UNICEF Representative in Nigeria, Mr. Peter Hawkins, made the disclosure in a statement issued on Friday in Lagos, to commemorate World Toilet Day, marked annually on Nov. 19.

Hawkins said that there had been limited progress over the past two years in the fight against open defecation in Nigeria.

“It is clear that more needs to be done to ensure that all Nigerians have access to safe toilets and that we shift closer to ending open defecation across the country.

“With the Clean Nigeria campaign, we are making strong efforts, but the whole country needs to put their full weight behind this campaign.

“We cannot afford to fail. Ending open defecation is crucial to making progress in so many other areas, including health,” he said.

He cited Kwara, Plateau, and Ebonyi, as the states with the highest rates of open defecation, while Abia, Zamfara, and Akwa Ibom, have the lowest rates.

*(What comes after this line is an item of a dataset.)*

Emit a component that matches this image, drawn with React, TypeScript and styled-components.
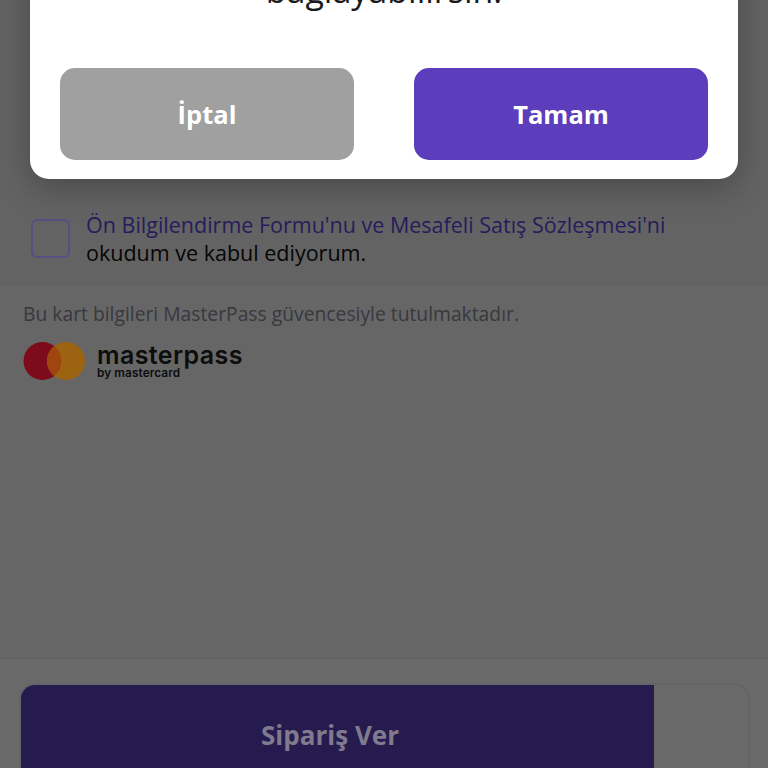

Hawkins, however, noted that there had been some progress in ending open defecation, as 71 out of Nigeria’s 774 Local Government Areas (LGAs) have now been declared open defection-free, up from 18 in 2019.

According to him, the states with the highest number of open defecation-free local government areas are Katsina, Jigawa, and Benue, with 21, 18, and 9, respectively.

“Nigeria is making some progress in improving access to water, sanitation, and hygiene (WASH) services to its population, with 75 percent of Nigerians having access to basic drinking water services – up from 70 percent in 2019.

“Access to sanitation, that is, toilet and handwashing facilities, has also increased modestly, from 44 percent to 46 percent over the same period, ” Hawkins said.

He noted that President Muhammadu Buhari had, in Nov. 2018, declared a state of emergency in the WASH sector and had also inaugurated a national campaign tagged, ”Clean Nigeria: Use the Toilet” to jump-start the country’s journey to becoming open defecation-free by 2025.

“There is a clear commitment by the government to help the population move away from the practice of open defecation, a move that will help support better health outcomes for all, especially children.

“The importance of adequate and safe sanitation and proper hand hygiene practices cannot be overstated.

“It helps prevent illnesses that impact families’ livelihoods, and more importantly, take the lives of far too many children; we can and must achieve an open defecation-free Nigeria by 2025, ” Hawkins said.